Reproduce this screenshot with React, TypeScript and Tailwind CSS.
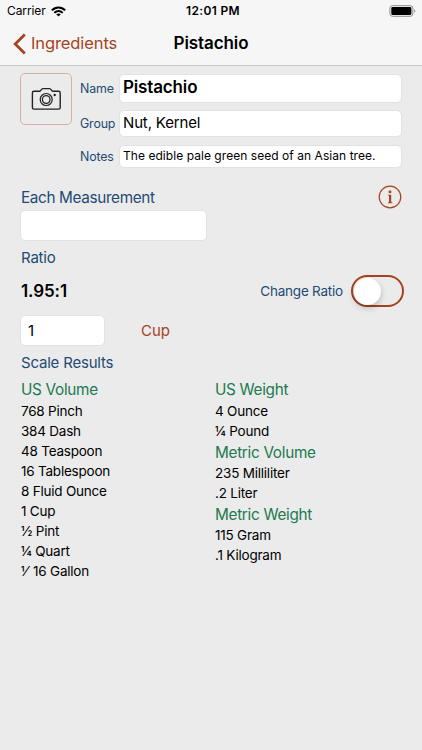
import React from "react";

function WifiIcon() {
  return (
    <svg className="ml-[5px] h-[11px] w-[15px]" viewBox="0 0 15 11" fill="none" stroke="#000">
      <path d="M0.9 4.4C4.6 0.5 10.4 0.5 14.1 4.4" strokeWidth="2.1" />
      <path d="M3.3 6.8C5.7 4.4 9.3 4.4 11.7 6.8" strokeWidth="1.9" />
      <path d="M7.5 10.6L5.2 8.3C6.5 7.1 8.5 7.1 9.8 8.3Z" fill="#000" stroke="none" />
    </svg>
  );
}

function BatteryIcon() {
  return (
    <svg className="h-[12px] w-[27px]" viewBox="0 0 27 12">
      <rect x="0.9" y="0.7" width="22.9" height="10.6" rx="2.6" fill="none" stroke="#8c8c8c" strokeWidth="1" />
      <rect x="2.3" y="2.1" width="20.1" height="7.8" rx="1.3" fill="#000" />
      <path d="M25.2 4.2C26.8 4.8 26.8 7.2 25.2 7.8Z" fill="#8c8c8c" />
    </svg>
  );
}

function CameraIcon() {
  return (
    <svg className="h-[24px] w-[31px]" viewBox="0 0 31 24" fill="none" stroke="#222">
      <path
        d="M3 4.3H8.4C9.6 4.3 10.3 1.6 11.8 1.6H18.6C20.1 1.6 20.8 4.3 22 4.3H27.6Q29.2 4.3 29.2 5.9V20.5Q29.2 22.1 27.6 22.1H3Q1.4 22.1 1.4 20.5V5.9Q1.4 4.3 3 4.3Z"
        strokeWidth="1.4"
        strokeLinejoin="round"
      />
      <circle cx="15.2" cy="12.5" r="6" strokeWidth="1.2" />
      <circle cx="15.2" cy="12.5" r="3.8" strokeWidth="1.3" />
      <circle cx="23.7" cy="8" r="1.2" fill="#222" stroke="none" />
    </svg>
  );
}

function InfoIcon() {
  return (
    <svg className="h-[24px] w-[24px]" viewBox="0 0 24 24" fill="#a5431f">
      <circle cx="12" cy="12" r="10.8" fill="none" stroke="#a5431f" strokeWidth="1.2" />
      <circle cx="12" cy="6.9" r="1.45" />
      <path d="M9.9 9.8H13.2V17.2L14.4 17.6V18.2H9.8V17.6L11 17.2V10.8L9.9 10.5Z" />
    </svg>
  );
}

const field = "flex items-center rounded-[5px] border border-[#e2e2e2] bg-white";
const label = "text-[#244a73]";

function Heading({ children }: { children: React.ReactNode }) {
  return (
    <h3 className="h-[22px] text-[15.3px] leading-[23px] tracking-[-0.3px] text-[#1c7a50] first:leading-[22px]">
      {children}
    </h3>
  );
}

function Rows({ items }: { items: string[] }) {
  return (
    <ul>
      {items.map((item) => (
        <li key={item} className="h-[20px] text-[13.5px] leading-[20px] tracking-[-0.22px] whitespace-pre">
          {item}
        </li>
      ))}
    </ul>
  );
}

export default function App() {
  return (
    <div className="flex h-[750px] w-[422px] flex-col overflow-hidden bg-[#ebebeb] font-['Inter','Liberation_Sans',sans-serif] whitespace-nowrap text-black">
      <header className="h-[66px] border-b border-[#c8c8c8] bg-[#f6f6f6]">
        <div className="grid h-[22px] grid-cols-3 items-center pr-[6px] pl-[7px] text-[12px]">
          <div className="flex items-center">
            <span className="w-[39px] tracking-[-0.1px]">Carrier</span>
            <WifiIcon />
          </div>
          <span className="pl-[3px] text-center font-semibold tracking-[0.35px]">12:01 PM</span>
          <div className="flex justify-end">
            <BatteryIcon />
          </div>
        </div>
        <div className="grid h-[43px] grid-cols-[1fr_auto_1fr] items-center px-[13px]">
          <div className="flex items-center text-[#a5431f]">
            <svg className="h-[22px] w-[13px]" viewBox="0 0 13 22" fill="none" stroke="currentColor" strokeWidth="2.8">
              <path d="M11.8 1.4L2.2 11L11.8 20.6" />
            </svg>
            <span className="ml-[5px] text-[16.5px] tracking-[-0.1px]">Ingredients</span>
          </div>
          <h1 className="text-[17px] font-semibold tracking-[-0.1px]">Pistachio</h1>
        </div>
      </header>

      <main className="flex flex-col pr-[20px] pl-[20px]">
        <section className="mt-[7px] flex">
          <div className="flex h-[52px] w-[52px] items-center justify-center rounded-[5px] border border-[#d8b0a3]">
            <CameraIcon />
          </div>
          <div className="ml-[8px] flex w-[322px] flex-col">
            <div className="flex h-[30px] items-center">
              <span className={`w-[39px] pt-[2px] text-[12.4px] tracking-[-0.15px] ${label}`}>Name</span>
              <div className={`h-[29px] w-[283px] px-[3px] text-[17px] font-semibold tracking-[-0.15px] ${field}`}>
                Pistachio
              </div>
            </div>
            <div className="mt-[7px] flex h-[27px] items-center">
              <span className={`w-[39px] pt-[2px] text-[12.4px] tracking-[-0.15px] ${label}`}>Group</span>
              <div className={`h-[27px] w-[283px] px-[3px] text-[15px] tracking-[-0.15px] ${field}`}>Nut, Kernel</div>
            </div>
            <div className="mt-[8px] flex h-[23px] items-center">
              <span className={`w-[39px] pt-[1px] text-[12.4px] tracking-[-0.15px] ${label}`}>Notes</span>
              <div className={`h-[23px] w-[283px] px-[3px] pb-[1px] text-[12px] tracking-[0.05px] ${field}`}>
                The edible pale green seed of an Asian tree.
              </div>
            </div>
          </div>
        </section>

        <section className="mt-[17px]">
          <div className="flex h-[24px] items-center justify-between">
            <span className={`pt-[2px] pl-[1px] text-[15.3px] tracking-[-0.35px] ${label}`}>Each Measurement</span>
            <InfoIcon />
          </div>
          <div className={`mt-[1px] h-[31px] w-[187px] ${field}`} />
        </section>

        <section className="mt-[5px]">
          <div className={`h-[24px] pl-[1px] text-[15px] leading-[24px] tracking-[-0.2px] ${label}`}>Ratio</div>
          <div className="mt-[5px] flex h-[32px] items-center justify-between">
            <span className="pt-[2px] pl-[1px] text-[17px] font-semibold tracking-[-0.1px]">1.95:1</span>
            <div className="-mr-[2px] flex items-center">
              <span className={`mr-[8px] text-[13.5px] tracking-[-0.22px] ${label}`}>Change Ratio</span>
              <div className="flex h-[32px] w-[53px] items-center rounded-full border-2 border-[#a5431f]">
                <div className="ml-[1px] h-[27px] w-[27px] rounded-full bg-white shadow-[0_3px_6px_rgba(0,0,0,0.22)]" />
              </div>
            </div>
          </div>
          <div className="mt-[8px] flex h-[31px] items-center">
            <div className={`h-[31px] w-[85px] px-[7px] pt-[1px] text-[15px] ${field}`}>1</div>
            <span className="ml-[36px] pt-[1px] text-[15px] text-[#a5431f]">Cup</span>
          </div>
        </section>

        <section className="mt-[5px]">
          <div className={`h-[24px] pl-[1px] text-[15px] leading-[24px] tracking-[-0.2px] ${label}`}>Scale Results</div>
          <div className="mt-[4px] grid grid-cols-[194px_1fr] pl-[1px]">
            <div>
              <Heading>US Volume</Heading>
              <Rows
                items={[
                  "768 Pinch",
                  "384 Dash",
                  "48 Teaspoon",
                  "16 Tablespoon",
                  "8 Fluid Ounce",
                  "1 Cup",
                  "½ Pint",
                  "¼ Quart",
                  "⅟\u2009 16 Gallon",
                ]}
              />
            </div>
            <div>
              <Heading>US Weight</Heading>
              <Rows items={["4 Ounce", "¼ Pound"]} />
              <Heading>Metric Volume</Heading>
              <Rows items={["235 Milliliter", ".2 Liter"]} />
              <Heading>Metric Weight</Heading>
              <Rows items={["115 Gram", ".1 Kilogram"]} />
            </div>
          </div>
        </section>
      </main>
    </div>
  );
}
________________
* **THE TASK**:
Every line holding "React" should be copied out.

* **FULL OUTPUT**:
Reproduce this screenshot with React, TypeScript and Tailwind CSS.
import React from "react";
function Heading({ children }: { children: React.ReactNode }) {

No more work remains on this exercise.